Fair Probabilistic Multi-Armed Bandit With Applications to Network Optimization

Abstract

Online learning, particularly Multi-Armed Bandit (MAB) algorithms, has been extensively adopted in various real-world networking applications. In certain applications, such as fair heterogeneous networks coexistence, multiple links (individual arms) are selected in each round, and the throughputs (rewards) of these arms depend on the chosen set of links. Additionally, ensuring fairness among individual arms is a critical objective. However, existing MAB algorithms are unsuitable for these applications due to different models and assumptions. In this paper, we introduce a new fair probabilistic MAB (FP-MAB) problem aimed at either maximizing the minimum reward for all arms or maximizing the total reward while imposing a fairness constraint that guarantees a minimum selection fraction for each arm.

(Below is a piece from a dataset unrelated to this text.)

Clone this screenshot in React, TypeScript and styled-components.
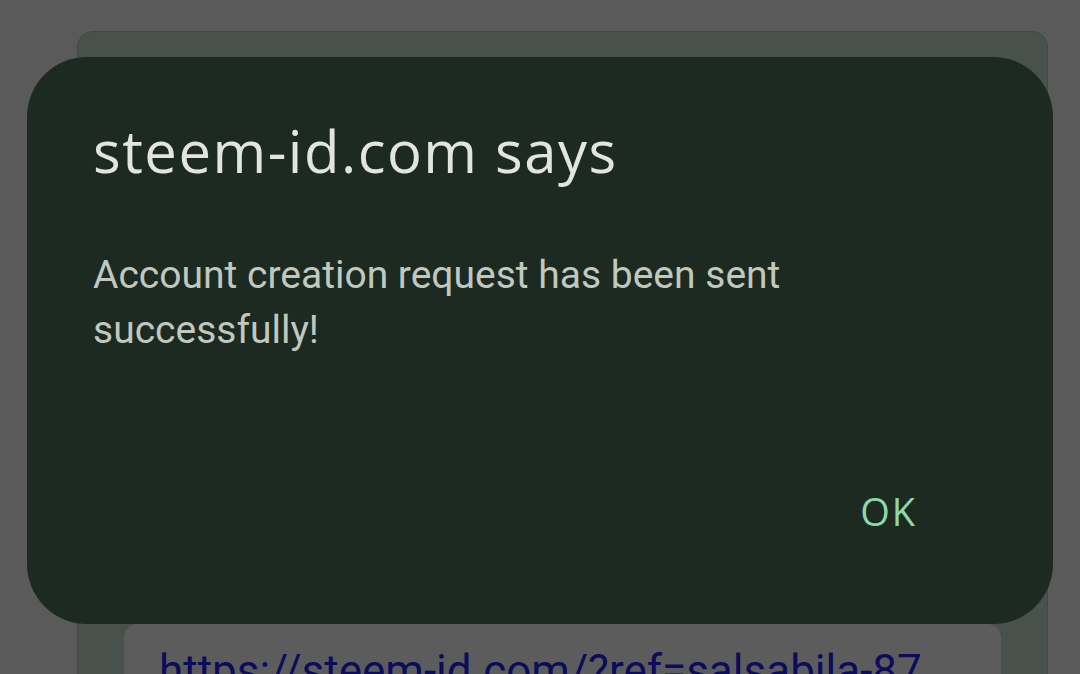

In FP-MAB, the learning agent probabilistically selects a meta-arm, which is associated with one or multiple individual arms in each decision round. To address the FP-MAB problem, we propose two algorithms: Fair Probabilistic Explore-Then-Commit (FP-ETC) and Fair Probabilistic Optimism In the Face of Uncertainty (FP-OFU). We also introduce a novel concept of regret in the context of the max-min fairness objective. We analyze the performance of FP-ETC and FP-OFU in terms of the upper bound of average regret and average constraint violation. Simulation results demonstrate that FP-ETC and FP-OFU achieve lower regrets (or higher objective values) under the same fairness requirements compared to existing MAB algorithms.